WPD overcome challenges to make way for new road
Engineers at Western Power Distribution overcame a number of challenges whilst moving 7.5km of electrical apparatus to make way for a new road in Lincoln.
29th August 2018 by Networks
The team working on the project were faced with a host of archaeological restrictions, tricky site access, a flood risk and a railway and busy road to contend with.
With plans for the new Lincoln Eastern Bypass pressing ahead, the company were approached by Lincolnshire County Council in early 2017 to move 7.5km of electrical apparatus to make way for the new road.
Initial designs were produced and Wayleave Specialist Sean Ingram began negotiations with landowners, tenants and their agents for new routes for our infrastructure.
He said: “I met all the tenants on site to discuss the proposed new routes and peg out our new equipment positions so that they could see the impact on their land in relation to the bypass route.

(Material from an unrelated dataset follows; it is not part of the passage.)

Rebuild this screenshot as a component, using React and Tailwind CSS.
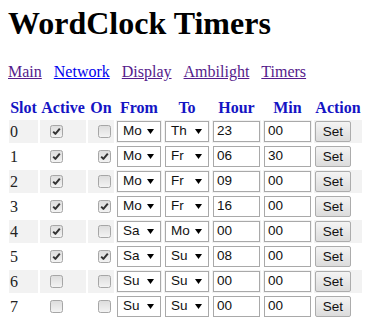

“I also profiled the routes to determine the new poles sizes – a task which was difficult because the actual work on the bypass had not started, so it required the road position and ground level to be marked out as well.
It took numerous site visits and changes to the proposals before all five wayleaves were obtained and designs, managed by Lincoln City planner Aaron Sadd, could be finalised.
“Multiple sections of 11kV and 33kV circuits needed to be diverted, including four 33kV towers.” explained Sadd.
“Initial designs took two weeks, however there were numerous meetings with Lincolnshire County Council and several redesigns were required as the wayleave negotiations progressed and the schedule of construction phasing was updated,” he added.
While work of this nature on agricultural land would usually be scheduled to take place during the summer months when the weather is more reliable, pressure to meet the deadline for the diversion work meant that it had to get underway. Work started on site in May 2017 involving a variety of considerations, as technician Chris Thornton explained.
“The location of a Roman archaeological site caused several delays and even once we got the go ahead, there were somewhere in the region of 100 archaeologists assigned to survey all of the excavations and work carefully.
“The site itself was very busy with numerous contractors all contributing to different elements of the diversion work and construction of the bypass. Access to the site – which was prone to flooding – was also problematic, so we had to build a causeway.
“We also had to dismantle several spans of line from over a railway and a road simultaneously at night. It was complex work and wouldn’t usually be undertaken by us but everyone pulled together to get the work done. It was a fantastic collaboration between the live line team, overhead line construction team, jointing teams, technicians and engineering specialists along with the technician and tower linesman from major projects.”